======== Collected material

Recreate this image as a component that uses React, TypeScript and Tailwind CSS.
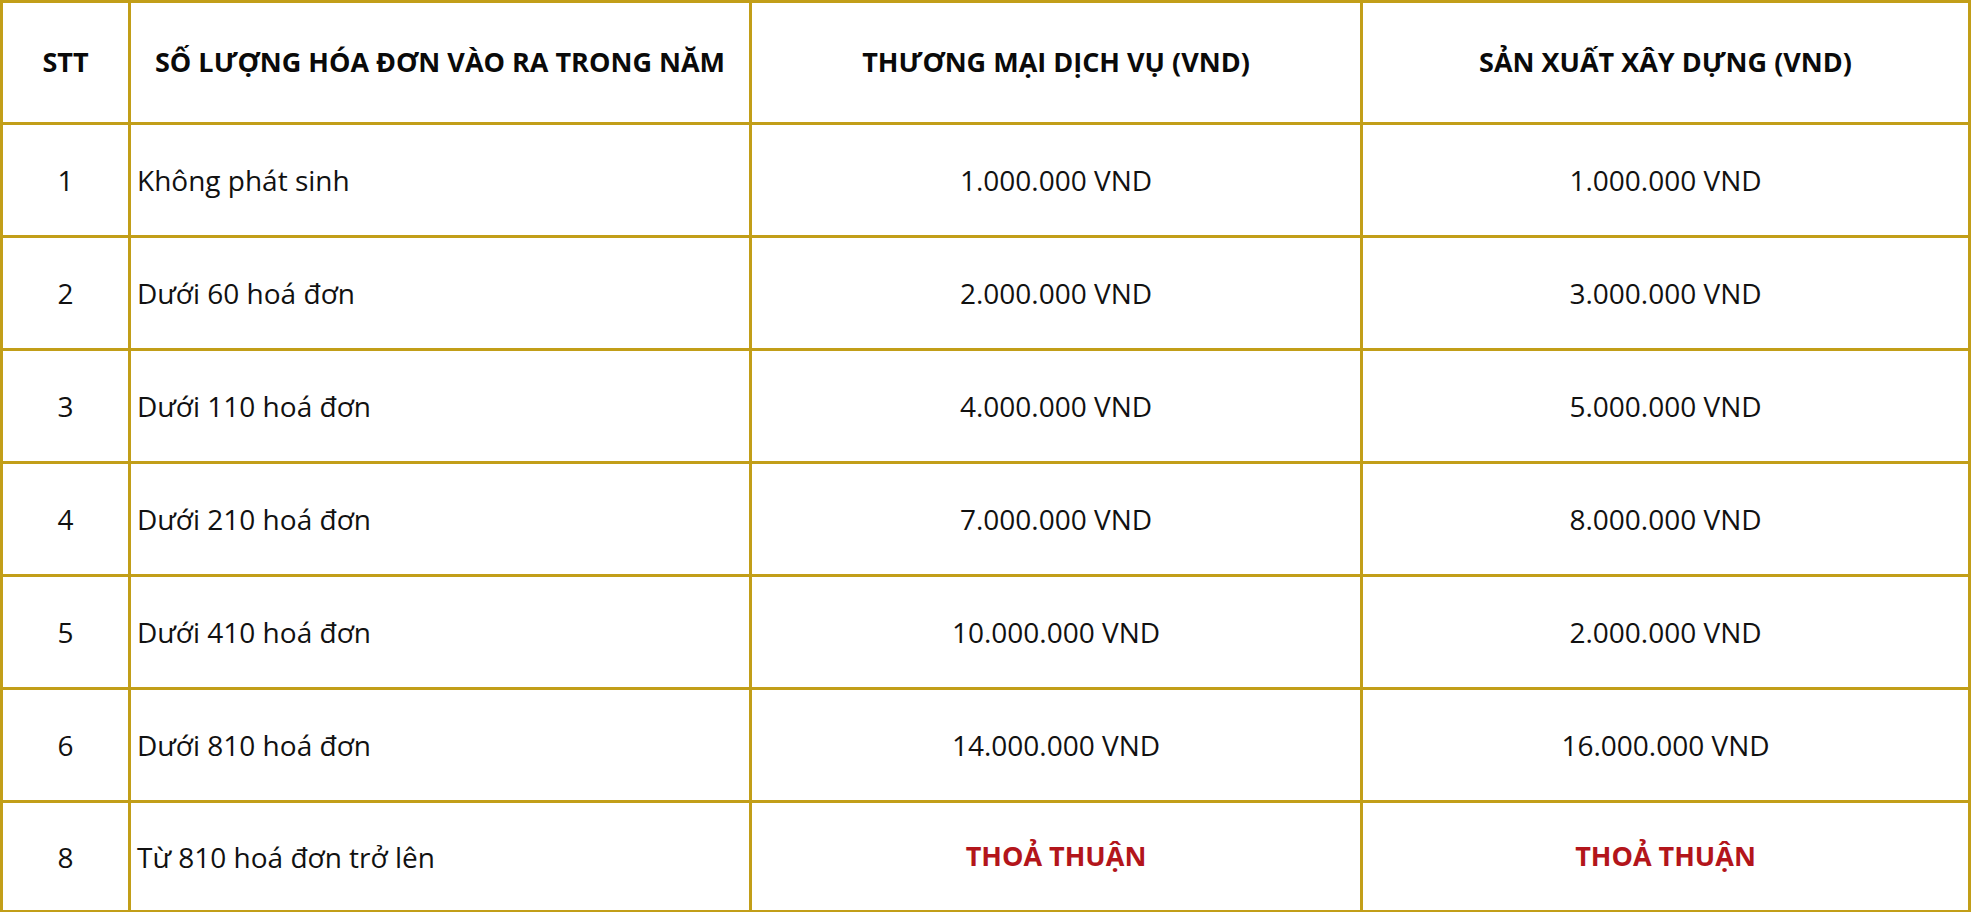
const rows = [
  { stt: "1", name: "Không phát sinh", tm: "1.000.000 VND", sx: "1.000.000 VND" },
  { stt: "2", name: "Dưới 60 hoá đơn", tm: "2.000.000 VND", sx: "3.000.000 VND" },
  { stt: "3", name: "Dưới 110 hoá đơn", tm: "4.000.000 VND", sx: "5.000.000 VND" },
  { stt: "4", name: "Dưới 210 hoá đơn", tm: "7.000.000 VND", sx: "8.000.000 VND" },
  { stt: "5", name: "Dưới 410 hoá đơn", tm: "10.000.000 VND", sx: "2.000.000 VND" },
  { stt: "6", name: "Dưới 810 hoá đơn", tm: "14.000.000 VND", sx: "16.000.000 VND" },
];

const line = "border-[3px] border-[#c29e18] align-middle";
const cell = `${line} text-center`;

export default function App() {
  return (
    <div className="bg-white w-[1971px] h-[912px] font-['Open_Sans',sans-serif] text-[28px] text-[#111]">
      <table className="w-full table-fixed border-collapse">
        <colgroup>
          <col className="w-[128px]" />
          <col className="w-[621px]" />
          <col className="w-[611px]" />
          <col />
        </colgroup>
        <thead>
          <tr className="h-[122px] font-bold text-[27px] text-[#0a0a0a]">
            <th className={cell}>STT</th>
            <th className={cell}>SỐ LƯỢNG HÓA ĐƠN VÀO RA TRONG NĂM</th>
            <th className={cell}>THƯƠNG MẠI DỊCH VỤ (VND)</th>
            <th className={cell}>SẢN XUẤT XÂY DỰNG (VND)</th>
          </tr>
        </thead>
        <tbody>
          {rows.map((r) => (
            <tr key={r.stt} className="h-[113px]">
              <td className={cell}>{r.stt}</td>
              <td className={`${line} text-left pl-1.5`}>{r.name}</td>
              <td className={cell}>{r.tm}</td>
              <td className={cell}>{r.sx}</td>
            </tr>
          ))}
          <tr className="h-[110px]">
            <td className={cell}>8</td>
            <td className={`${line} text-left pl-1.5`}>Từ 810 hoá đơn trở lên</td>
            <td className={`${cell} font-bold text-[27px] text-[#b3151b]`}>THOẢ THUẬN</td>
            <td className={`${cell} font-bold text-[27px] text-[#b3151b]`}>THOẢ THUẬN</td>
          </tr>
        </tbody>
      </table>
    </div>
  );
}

================

Write out the whole listing exactly, and drop the pictures.

- **Solution**:
Recreate this image as a component that uses React, TypeScript and Tailwind CSS.
const rows = [
  { stt: "1", name: "Không phát sinh", tm: "1.000.000 VND", sx: "1.000.000 VND" },
  { stt: "2", name: "Dưới 60 hoá đơn", tm: "2.000.000 VND", sx: "3.000.000 VND" },
  { stt: "3", name: "Dưới 110 hoá đơn", tm: "4.000.000 VND", sx: "5.000.000 VND" },
  { stt: "4", name: "Dưới 210 hoá đơn", tm: "7.000.000 VND", sx: "8.000.000 VND" },
  { stt: "5", name: "Dưới 410 hoá đơn", tm: "10.000.000 VND", sx: "2.000.000 VND" },
  { stt: "6", name: "Dưới 810 hoá đơn", tm: "14.000.000 VND", sx: "16.000.000 VND" },
];

const line = "border-[3px] border-[#c29e18] align-middle";
const cell = `${line} text-center`;

export default function App() {
  return (
    <div className="bg-white w-[1971px] h-[912px] font-['Open_Sans',sans-serif] text-[28px] text-[#111]">
      <table className="w-full table-fixed border-collapse">
        <colgroup>
          <col className="w-[128px]" />
          <col className="w-[621px]" />
          <col className="w-[611px]" />
          <col />
        </colgroup>
        <thead>
          <tr className="h-[122px] font-bold text-[27px] text-[#0a0a0a]">
            <th className={cell}>STT</th>
            <th className={cell}>SỐ LƯỢNG HÓA ĐƠN VÀO RA TRONG NĂM</th>
            <th className={cell}>THƯƠNG MẠI DỊCH VỤ (VND)</th>
            <th className={cell}>SẢN XUẤT XÂY DỰNG (VND)</th>
          </tr>
        </thead>
        <tbody>
          {rows.map((r) => (
            <tr key={r.stt} className="h-[113px]">
              <td className={cell}>{r.stt}</td>
              <td className={`${line} text-left pl-1.5`}>{r.name}</td>
              <td className={cell}>{r.tm}</td>
              <td className={cell}>{r.sx}</td>
            </tr>
          ))}
          <tr className="h-[110px]">
            <td className={cell}>8</td>
            <td className={`${line} text-left pl-1.5`}>Từ 810 hoá đơn trở lên</td>
            <td className={`${cell} font-bold text-[27px] text-[#b3151b]`}>THOẢ THUẬN</td>
            <td className={`${cell} font-bold text-[27px] text-[#b3151b]`}>THOẢ THUẬN</td>
          </tr>
        </tbody>
      </table>
    </div>
  );
}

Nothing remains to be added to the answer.